Because if the various media companies are going to seek gagging/disconnect orders on mere accusations of content rights infringement, while making a huge deal of how evil it is to watch the content in a way they didn't deliver it into our unworthy hands... well, bu**er it, I'll just go download the thing...

At any rate, I'm sick of repeating myself, and this will all end in tears.

 

The danger of democratic-fallacy

In the UK we have a police force that has been basically told it is acceptable to break the law if you are under the impression you are doing the right thing.
We have not-cops (PCSOs) overreaching their puny authority to demand tourists delete photos from their cameras on a repeated deliberate misreading of s44 anti-terrorist legislation.
We have a government that knows keeping innocent people's DNA samples (frequently obtained without permission or for minor things to which DNA harvesting is unwarranted) but they don't give a damn.

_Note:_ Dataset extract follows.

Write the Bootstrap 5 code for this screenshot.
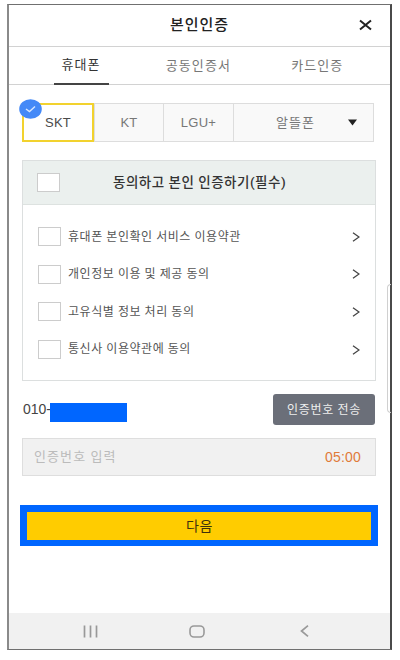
<!DOCTYPE html>
<html lang="ko">
<head>
<meta charset="utf-8">
<meta name="viewport" content="width=device-width, initial-scale=1">
<title>본인인증</title>
<link href="https://cdn.jsdelivr.net/npm/bootstrap@5.3.0/dist/css/bootstrap.min.css" rel="stylesheet">
<style>
body{background:#fff;font-family:Roboto,"Noto Sans CJK KR",sans-serif;color:#333;line-height:1.2;overflow:hidden}
svg{display:block;flex:none}
.phone{width:385px;height:646px;margin:4px 0 0 7px;border:1px solid #707070;border-left:2px solid #8a8a8a;border-right:2px solid #4a4a4a}
.topbar{height:42px;border-bottom:1px solid #d2d2d2}
.topbar h1{font-size:15px;font-weight:500;letter-spacing:.95px;color:#222;padding-bottom:1px}
.close-btn{right:18px;top:14px}
.tabs{height:38px;border-bottom:1px solid #d2d2d2;font-size:13px;letter-spacing:1.1px;color:#777;padding-left:16px;padding-right:18px}
.tabs .nav-link{color:#777;padding:0}
.tabs .nav-link.active{color:#333}
.tabs .nav-link.active span{width:55px;height:38px;border-bottom:2px solid #444}
.tabs .nav-link:nth-child(2){padding-right:3px}
.carriers{height:39px;margin:18px 16px 0 13px;border:1px solid #ddd;background:#f9f9f9;color:#777;font-family:"Liberation Sans","Noto Sans CJK KR",sans-serif;font-size:13px;letter-spacing:.3px}
.carrier+.carrier{border-left:1px solid #ddd}
.carrier.chosen{width:72px;flex:none;margin:-1px 0 -1px -1px;border:2px solid #f2d22e;background:#fff;color:#4a4a4a}
.tick{left:-5px;top:-6px}
.dealer{letter-spacing:1.1px;margin-left:42px}
.terms{margin:18px 14px 0 13px;height:221px;border:1px solid #dcdfdf}
.terms-head{height:44px;background:#ebf0ee;border-bottom:1px solid #dde2e0;padding-left:14px}
.terms-head label{font-size:13.5px;font-weight:500;color:#333;letter-spacing:.5px;margin-left:53px}
.box{width:23px;height:19px;border:1px solid #ccc;background:#fff;flex:none}
.terms-list{padding:13px 15px 0}
.term{height:37.6px;font-size:12px;letter-spacing:.55px;color:#555}
.term label{margin-left:7px}
.verify{height:31px;margin:13px 15px 0 14px}
.number{width:27px;font-family:"Liberation Sans",sans-serif;font-size:14px;color:#444}
.mask{width:77px;height:19px;background:#06f;margin-top:6px}
.send{width:102px;height:31px;border-radius:3px;background:#6b6f79;color:#eee;font-size:12px;letter-spacing:.7px}
.code{height:38px;margin:13px 14px 0 13px;padding:0 14px 0 11px;border:1px solid #dedede;background:#f1f1f1;font-size:13px;letter-spacing:1.1px;color:#bbb}
.timer{color:#e07b39;font-family:"Liberation Sans",sans-serif;font-size:14px;letter-spacing:.2px;padding-top:1px}
.next{width:358px;height:41px;margin:29px 0 0 11px;border:7px solid #06f!important;border-bottom-width:6px!important;background:#fc0;color:#3d300d;font-size:14px;letter-spacing:.6px}
.next span{padding-left:1px}
.sysbar{height:36px;background:#f1f1f1;padding-left:74px;padding-right:81px}
.edge{left:387px;top:284px;width:4px;height:129px;border:1px solid #d0d0d0;border-right:0;border-radius:5px 0 0 5px}
</style>
<script src="https://cdn.jsdelivr.net/npm/bootstrap@5.3.0/dist/js/bootstrap.bundle.min.js"></script>
</head>
<body>
<main class="phone d-flex flex-column">
  <header class="topbar position-relative d-flex align-items-center justify-content-center">
    <h1 class="m-0">본인인증</h1>
    <svg class="close-btn position-absolute" width="13" height="12" viewBox="0 0 13 12" fill="none" stroke="#222" stroke-width="2"><path d="M1 1.5 12 10.5M12 1.5 1 10.5"/></svg>
  </header>
  <nav class="tabs nav flex-nowrap nav-fill">
    <a class="nav-link active d-flex justify-content-center"><span class="d-flex align-items-center justify-content-center">휴대폰</span></a>
    <a class="nav-link d-flex align-items-center justify-content-center">공동인증서</a>
    <a class="nav-link d-flex align-items-center justify-content-center">카드인증</a>
  </nav>
  <div class="carriers d-flex">
    <div class="carrier chosen position-relative d-flex align-items-center justify-content-center">SKT
      <svg class="tick position-absolute" width="23" height="20" viewBox="0 0 23 20"><ellipse cx="11.5" cy="10" rx="11.3" ry="9.8" fill="#4489f7"/><path d="m7 10 3.5 2.6 5.5-5" fill="none" stroke="#d8e7ff" stroke-width="1.4"/></svg>
    </div>
    <div class="carrier d-flex align-items-center justify-content-center" style="width:69px">KT</div>
    <div class="carrier d-flex align-items-center justify-content-center" style="width:70px">LGU+</div>
    <div class="carrier d-flex flex-fill align-items-center justify-content-between pe-3"><span class="dealer">알뜰폰</span>
      <svg width="9" height="7" viewBox="0 0 9 7"><path d="M0 .5h9L4.500 6.500z" fill="#222"/></svg>
    </div>
  </div>
  <section class="terms">
    <div class="terms-head d-flex align-items-center"><span class="box"></span><label>동의하고 본인 인증하기(필수)</label></div>
    <div class="terms-list">
      <div class="term d-flex align-items-center"><span class="box"></span><label class="me-auto">휴대폰 본인확인 서비스 이용약관</label><svg width="8" height="10" viewBox="0 0 8 10" fill="none" stroke="#444" stroke-width="1.3"><path d="m1 .7 6 4.300-6 4.300"/></svg></div>
      <div class="term d-flex align-items-center"><span class="box"></span><label class="me-auto">개인정보 이용 및 제공 동의</label><svg width="8" height="10" viewBox="0 0 8 10" fill="none" stroke="#444" stroke-width="1.3"><path d="m1 .7 6 4.300-6 4.300"/></svg></div>
      <div class="term d-flex align-items-center"><span class="box"></span><label class="me-auto">고유식별 정보 처리 동의</label><svg width="8" height="10" viewBox="0 0 8 10" fill="none" stroke="#444" stroke-width="1.3"><path d="m1 .7 6 4.300-6 4.300"/></svg></div>
      <div class="term d-flex align-items-center"><span class="box"></span><label class="me-auto">통신사 이용약관에 동의</label><svg width="8" height="10" viewBox="0 0 8 10" fill="none" stroke="#444" stroke-width="1.3"><path d="m1 .7 6 4.300-6 4.300"/></svg></div>
    </div>
  </section>
  <div class="verify d-flex align-items-center">
    <span class="number text-nowrap">010-</span><span class="mask position-relative"></span>
    <button class="send btn p-0 border-0 ms-auto">인증번호 전송</button>
  </div>
  <div class="code d-flex align-items-center justify-content-between"><span>인증번호 입력</span><span class="timer">05:00</span></div>
  <button class="next btn rounded-0 p-0"><span>다음</span></button>
  <footer class="sysbar d-flex align-items-center justify-content-between mt-auto">
    <svg width="15" height="13" viewBox="0 0 15 13" stroke="#999" stroke-width="1.7"><path d="M1.500.5v12M7.500.5v12M13.500.5v12"/></svg>
    <svg class="me-1" width="16" height="13" viewBox="0 0 16 13" fill="none" stroke="#999" stroke-width="1.6"><rect x="1" y="1" width="14" height="11" rx="4"/></svg>
    <svg width="9" height="12" viewBox="0 0 9 12" fill="none" stroke="#999" stroke-width="1.7"><path d="M8 .7 1.500 6 8 11.300"/></svg>
  </footer>
</main>
<div class="edge position-absolute"></div>
</body>
</html>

This all sounds paranoid and stupid and like something from an Eastern Bloc state during the Soviet era rather than Rule Brittania's NuLabour government. But it is.
The thing is, this in itself is not the danger for they have proven time and again to be totally incompetent with people's private data (I guess, in their eyes, nothing should be private but their own expenses).
The danger, and I mean a country-destroying danger, is more and more people are voting for less liberal parties - the UKIP, the BNP, various shades of National Front. Get one of these parties in with the sort of laws Labour is setting up now, there will be bloodshed on the streets. For Labour are paranoid idiots afraid of being caught in the trough (gee, like everybody else in a high-paid position, what's new?). They are nowhere near as dangerous as a party that could use these bits of legislation for an agenda, be it British-only, whites only, or whatever nonsense discrimination fits the bill.

 

Footnote

That Euro-parliament vote for open access to ACTA was 663 votes to 13, with 16 abstentions and 74 non-votes. Of the 13 votes against, ten are listed. All ten are from the United Kingdom. All ten are UKIP members.
So the UKIP would appear to want the secret talks to remain secret. Why?